BBCが話を聞いた8人の男性は、2009~2015年にロンドンやパリ、モロッコ・マラケシュなどでこうしたイベントに参加したと話した。
イベントでは、ジェフリーズ氏とスミス氏が男性たちと性行為におよんだり、男性たちに性行為をするよう「命じたり」していたという。
また、BBCが入手した航空券やイベントの日程表などの文書からは、男性たちを勧誘するネットワークや仲介人が関与する、高度に組織化されたオペレーションがあったことが明らかになった。

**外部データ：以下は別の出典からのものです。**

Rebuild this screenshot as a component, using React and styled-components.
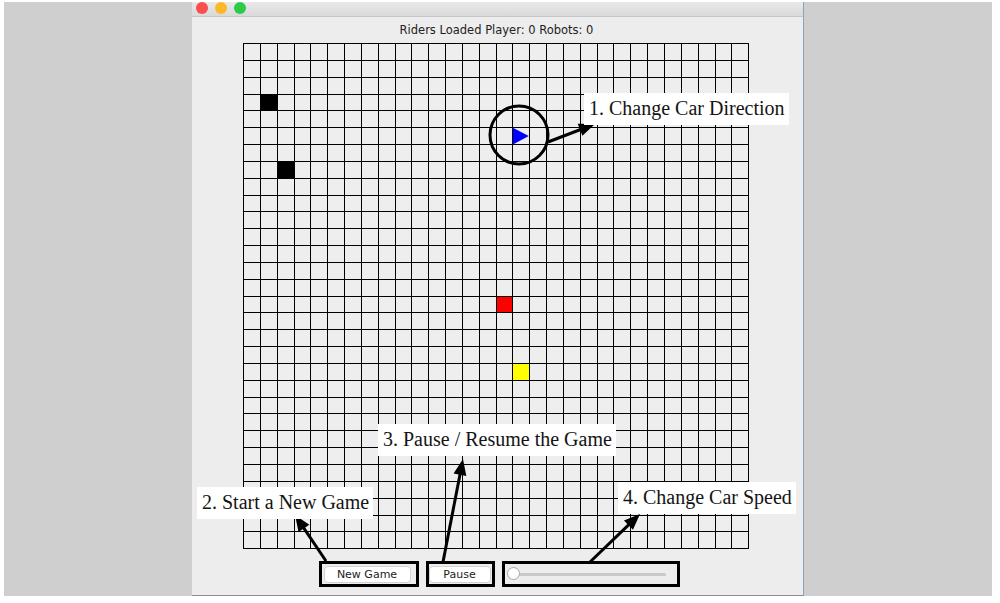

BBCはこの仲介人であるジェイムズ・ジェイコブソン氏(70)を探し出し、話を聞いた。同氏は不正行為を否定。イベントに参加した男性たちは「何が起きるか完全に分かっていた」と述べた。
同氏は取材の際、自宅を訪ねたBBC記者に、「名前を出さなければすべてを話す」と何度も「取引」をもちかけた。記者はこれを拒んだ。
アバクロンビー・アンド・フィッチは、問題行為の疑惑に「驚き、不快感を覚えている」と述べた。同ブランドは疑惑が浮上して以降、ジェフリーズ氏に対する年間100万ドル(約1億4800万円)の退職金の大半を停止している。
ジェフリーズ氏はBBCに対し、弁護士を通じ、常にコメントを拒否している。パートナーのスミス氏はBBCの報道にまったく反応していない。